_PROMPT_
Report only the number of lines in this material that include the string "index".

_DATASET EXTRACT_
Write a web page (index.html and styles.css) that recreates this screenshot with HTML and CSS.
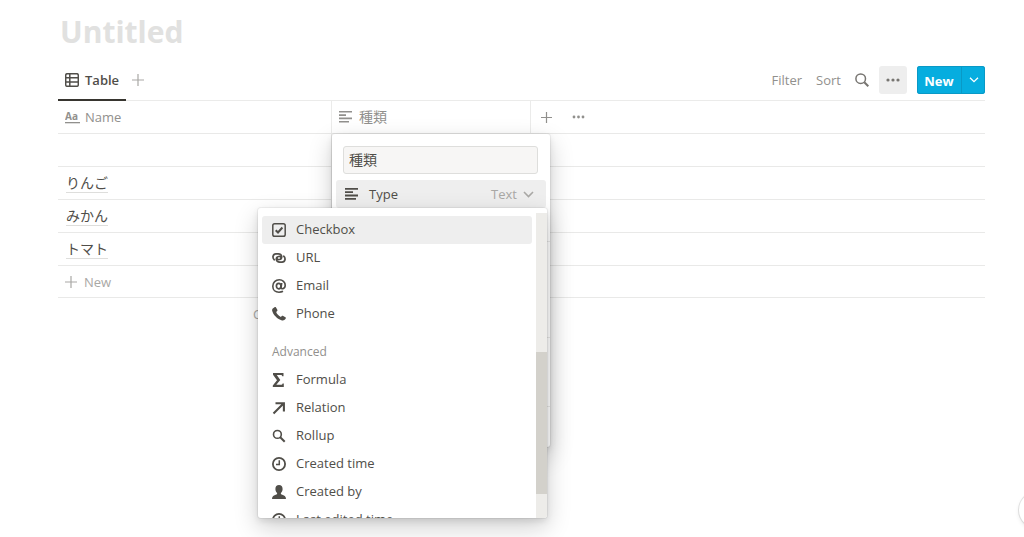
FILE: index.html
```html
<!DOCTYPE html>
<html lang="en">
<head>
<meta charset="utf-8">
<title>Untitled</title>
<link rel="stylesheet" href="styles.css">
</head>
<body>
<main class="page">
  <h1 class="title">Untitled</h1>
  <div class="toolbar">
    <button class="tab">
      <svg width="14" height="14" viewBox="0 0 14 14" fill="none" stroke="currentColor" stroke-width="1.5"><rect x=".7" y=".7" width="12.6" height="12.6" rx="1.6"/><path d="M1 4.8h12M1 9h12M4.8 1v12"/></svg>
      Table
    </button>
    <button class="plain add-view" aria-label="Add view"><svg width="12" height="12" viewBox="0 0 12 12" stroke="currentColor" stroke-width="1.2"><path d="M6 0v12M0 6h12"/></svg></button>
    <div class="actions">
      <button class="plain">Filter</button>
      <button class="plain">Sort</button>
      <button class="plain search" aria-label="Search"><svg width="14" height="14" viewBox="0 0 14 14" fill="none" stroke="currentColor"><circle cx="5.7" cy="5.7" r="4.8" stroke-width="1.5"/><path d="M9.3 9.3l4 4" stroke-width="2"/></svg></button>
      <button class="plain more" aria-label="More"><svg width="14" height="4" viewBox="0 0 14 4" fill="currentColor"><circle cx="2" cy="2" r="1.6"/><circle cx="7" cy="2" r="1.6"/><circle cx="12" cy="2" r="1.6"/></svg></button>
      <div class="new-group">
        <button class="new">New</button>
        <button class="new-menu" aria-label="New options"><svg width="10" height="6" viewBox="0 0 10 6" fill="none" stroke="currentColor" stroke-width="1.3"><path d="M1 .7l4 4 4-4"/></svg></button>
      </div>
    </div>
  </div>

  <table class="grid">
    <colgroup><col class="col-name"><col class="col-kind"><col></colgroup>
    <thead>
      <tr>
        <th><span class="cell"><svg width="15" height="13" viewBox="0 0 15 13"><text x="0" y="9" class="aa">Aa</text><path d="M0 11h15v1.3H0z" fill="currentColor"/></svg>Name</span></th>
        <th><span class="cell"><svg width="14" height="12" viewBox="0 0 14 12" fill="currentColor"><path d="M0 0h13v1.6H0zM0 3.3h7v1.6H0zM0 6.6h13v1.6H0zM0 9.9h10v1.6H0z"/></svg>種類</span></th>
        <th><span class="cell tools">
          <button class="plain" aria-label="Add property"><svg width="11" height="11" viewBox="0 0 11 11" stroke="currentColor" stroke-width="1.2"><path d="M5.5 0v11M0 5.500h11"/></svg></button>
          <button class="plain" aria-label="Properties"><svg width="13" height="4" viewBox="0 0 13 4" fill="currentColor"><circle cx="2" cy="2" r="1.4"/><circle cx="6.5" cy="2" r="1.4"/><circle cx="11" cy="2" r="1.4"/></svg></button>
        </span></th>
      </tr>
    </thead>
    <tbody>
      <tr><td></td><td></td><td></td></tr>
      <tr><td><a class="entry" href="#">りんご</a></td><td></td><td></td></tr>
      <tr><td><a class="entry" href="#">みかん</a></td><td></td><td></td></tr>
      <tr><td><a class="entry" href="#">トマト</a></td><td></td><td></td></tr>
    </tbody>
  </table>
  <button class="new-row"><svg width="12" height="12" viewBox="0 0 12 12" stroke="currentColor" stroke-width="1.2"><path d="M6 0v12M0 6h12"/></svg>New</button>
  <div class="summary">C</div>
</main>

<section class="popup property" aria-label="Property">
  <input class="prop-name" type="text" value="種類" aria-label="Property name">
  <button class="prop-type">
    <svg width="14" height="12" viewBox="0 0 14 12" fill="currentColor"><path d="M0 0h13v1.8H0zM0 3.3h8v1.8H0zM0 6.6h13v1.8H0zM0 9.9h11v1.8H0z"/></svg>
    <span>Type</span>
    <span class="value">Text</span>
    <svg class="chevron" width="11" height="7" viewBox="0 0 11 7" fill="none" stroke="currentColor" stroke-width="1.6"><path d="M1 1l4.500 4.500L10 1"/></svg>
  </button>
  <div class="group group-first"></div>
  <div class="group group-long"></div>
  <div class="group"></div>
</section>

<section class="popup types" aria-label="Property type">
  <div class="list">
    <button class="option selected"><svg width="14" height="14" viewBox="0 0 14 14" fill="none" stroke="currentColor"><rect x=".8" y=".8" width="12.4" height="12.4" rx="1.8" stroke-width="1.5"/><path d="M3.7 7.2l2.3 2.3 4.4-5" stroke-width="2"/></svg>Checkbox</button>
    <button class="option"><svg width="14" height="14" viewBox="0 0 14 14" fill="none" stroke="currentColor" stroke-width="1.7" stroke-linecap="round"><path d="M2.300 8.800C.2 7 .5 3 4 2.900h2.300c4 0 4.600 5.100 1 5.600-1.800.2-2.700-.8-2.300-1.900"/><path d="M11.700 5.200c2.100 1.800 1.800 5.800-1.700 5.900H7.700c-4 0-4.600-5.100-1-5.600 1.800-.2 2.700.8 2.300 1.900"/></svg>URL</button>
    <button class="option"><svg width="14" height="14" viewBox="0 0 14 14" fill="none" stroke="currentColor"><ellipse cx="6.700" cy="7.100" rx="2.300" ry="2.800" stroke-width="1.700"/><path d="M9.700 4L9.100 8.300c-.3 2.300 4.100 1.900 4.100-2C13.200 3 10.600.8 7.300.8 3.500.8.800 3.500.800 7.200c0 3.700 2.600 6 6.200 6 1.500 0 2.900-.3 4-.9" stroke-width="1.600"/></svg>Email</button>
    <button class="option"><svg width="14" height="14" viewBox="0 0 14 14" fill="currentColor"><path d="M2.500.3c.5-.4 1.100-.3 1.500.2l1.300 2.200c.3.500.2 1-.2 1.400l-.9.8c.5 1.800 2.600 4.100 4.700 5l.9-.9c.4-.4.900-.4 1.400-.1l2.200 1.400c.6.400.6 1 .2 1.500-1 1.300-2.200 2-3.600 1.600C5.500 12.500.900 7.700.100 3.600-.1 2.200.900 1.200 2.500.3z"/></svg>Phone</button>
    <h2 class="heading">Advanced</h2>
    <button class="option"><svg width="14" height="14" viewBox="0 0 14 14" fill="currentColor"><path d="M1 0h10.500v3.300H10.300C10 2.300 9.600 2 8.700 2H4.800l3.500 4.900L4.300 11.800h4.600c1 0 1.400-.3 1.700-1.400h1.200V14H.800v-1.500L5 7.200 1 1.700z"/></svg>Formula</button>
    <button class="option"><svg width="14" height="14" viewBox="0 0 14 14" fill="none" stroke="currentColor" stroke-width="2.100"><path d="M1.500 12.500L11 3M3.500 2.200h8.400v8.300"/></svg>Relation</button>
    <button class="option"><svg width="14" height="14" viewBox="0 0 14 14" fill="none" stroke="currentColor"><circle cx="5.400" cy="5.400" r="3.900" stroke-width="1.600"/><path d="M8 8l4.700 4.700" stroke-width="2"/></svg>Rollup</button>
    <button class="option"><svg width="14" height="14" viewBox="0 0 14 14" fill="none" stroke="currentColor"><circle cx="7" cy="7" r="6.100" stroke-width="1.800"/><path d="M7.300 3.200v4.400H4" stroke-width="1.500"/></svg>Created time</button>
    <button class="option"><svg width="14" height="14" viewBox="0 0 14 14" fill="currentColor"><path d="M7 0c2.300 0 3.600 1.500 3.600 3.900 0 1.700-.7 3.100-1.700 4v.8c0 .5.300.7.800.9 2.600.9 4.300 1.600 4.300 4.400H0c0-2.800 1.700-3.500 4.300-4.400.5-.2.800-.4.800-.9v-.8c-1-.9-1.700-2.300-1.700-4C3.400 1.500 4.700 0 7 0z"/></svg>Created by</button>
    <button class="option"><svg width="14" height="14" viewBox="0 0 14 14" fill="none" stroke="currentColor"><circle cx="7" cy="7" r="6.100" stroke-width="1.800"/><path d="M7.300 3.200v4.400H4" stroke-width="1.500"/></svg>Last edited time</button>
  </div>
  <div class="track"><div class="thumb"></div></div>
</section>
<button class="help" aria-label="Help"></button>
</body>
</html>
```
FILE: styles.css
```css
* { box-sizing: border-box; }

body {
  margin: 0;
  height: 100vh;
  position: relative;
  overflow: hidden;
  background: #fff;
  color: #504e49;
  font: 13px/20px "Open Sans", "Noto Sans CJK JP", sans-serif;
}

button, input {
  font: inherit;
  color: inherit;
  border: 0;
  padding: 0;
  margin: 0;
  background: none;
}

svg { flex: none; display: block; }

.page { padding: 12px 39px 0 58px; }

.title {
  margin: 0;
  padding-left: 2px;
  font-size: 30px;
  line-height: 40px;
  font-weight: 700;
  color: #e1e1e0;
}

.toolbar {
  display: flex;
  align-items: center;
  height: 49px;
  padding-top: 8px;
  border-bottom: 1px solid #ebebea;
}

.tab {
  display: flex;
  align-items: center;
  gap: 6px;
  height: 41px;
  padding: 2px 7px 0;
  border-bottom: 2px solid #37352f;
  font-weight: 600;
}

.plain { color: #91908d; display: flex; align-items: center; justify-content: center; }
.add-view { margin-left: 6px; color: #a9a8a5; }

.actions { display: flex; align-items: center; gap: 14px; margin-left: auto; }
.search { color: #777571; }
.more { width: 28px; height: 28px; margin-left: -4px; border-radius: 3px; background: #eeeeee; color: #777571; }

.new-group {
  display: flex;
  height: 28px;
  margin-left: -4px;
  border-radius: 3px;
  overflow: hidden;
  background: #06addf;
  color: #fff;
  box-shadow: inset 0 0 0 1px #0999c6;
}
.new { width: 45px; padding-top: 2px; font-weight: 700; border-right: 1px solid #0999c6; }
.new-menu { width: 23px; display: flex; align-items: center; justify-content: center; }

.grid { width: 100%; table-layout: fixed; border-collapse: separate; border-spacing: 0; }
.col-name { width: 274px; }
.col-kind { width: 199px; }
.grid th, .grid td { height: 33px; padding: 0 7px; border-bottom: 1px solid #e9e9e8; text-align: left; font-weight: 400; }
.grid th:not(:last-child), .grid td:first-child { border-right: 1px solid #ebebea; }
.cell { display: flex; align-items: center; gap: 5px; color: #91908d; }
.grid th:nth-child(2) .cell { gap: 6px; font-size: 14px; }
.grid .tools { gap: 20px; padding-left: 3px; }
.aa { font: 700 10px "Open Sans", sans-serif; fill: currentColor; }
.grid td:first-child { padding-bottom: 2px; }
.entry { margin-left: 1px; color: inherit; text-decoration: none; font-size: 14px; line-height: 18px; border-bottom: 1px solid #dededc; display: inline-block; vertical-align: middle; }

.new-row {
  display: flex;
  align-items: center;
  gap: 7px;
  width: 100%;
  height: 32px;
  padding: 0 7px;
  border-bottom: 1px solid #e9e9e8;
  color: #a9a8a5;
}
.summary { padding: 6px 0 0 195px; color: #a9a8a5; }

.popup {
  position: absolute;
  background: #fff;
  border-radius: 3px;
  box-shadow: 0 0 0 1px rgba(15, 15, 15, .05), 0 3px 6px rgba(15, 15, 15, .1), 0 9px 24px rgba(15, 15, 15, .2);
}

.property { left: 332px; top: 134px; width: 218px; height: 313px; padding: 12px 4px; }
.prop-name {
  display: block;
  width: 195px;
  height: 28px;
  margin: 0 0 6px 7px;
  padding: 0 5px 2px;
  border: 1px solid #dededc;
  border-radius: 3px;
  background: #f7f6f5;
  font-size: 14px;
}
.prop-type {
  display: flex;
  align-items: center;
  width: 100%;
  height: 28px;
  padding: 0 12px 0 9px;
  border-radius: 3px;
  background: #eeeeee;
}
.prop-type span { margin-left: 10px; }
.prop-type .value { margin-left: auto; color: #a9a8a5; }
.chevron { margin-left: 6px; color: #a9a8a5; }
.group { height: 69px; margin-right: -4px; border-bottom: 1px solid #e9e9e8; }
.group-first { height: 34px; }
.group-long { height: 96px; }

.types { left: 258px; top: 208px; width: 289px; height: 310px; display: flex; overflow: hidden; }
.list { flex: 1; padding: 8px 4px; }
.option {
  display: flex;
  align-items: center;
  gap: 10px;
  width: 100%;
  height: 28px;
  padding: 0 10px 2px;
  border-radius: 3px;
  text-align: left;
}
.option svg { margin-top: 2px; }
.selected { background: #eeeeee; }
.heading { margin: 14px 0 4px; padding: 0 10px; font-size: 12px; line-height: 20px; font-weight: 400; color: #91908d; }
.track { width: 11px; margin-top: 5px; padding-top: 139px; background: #edece9; }
.thumb { height: 142px; background: #d3d1cb; }

.help {
  position: absolute;
  right: -31px;
  bottom: 9px;
  width: 36px;
  height: 36px;
  border-radius: 50%;
  background: #fff;
  box-shadow: 0 0 0 1px rgba(15, 15, 15, .1), 0 2px 4px rgba(15, 15, 15, .1);
}
```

_SOLUTION_
2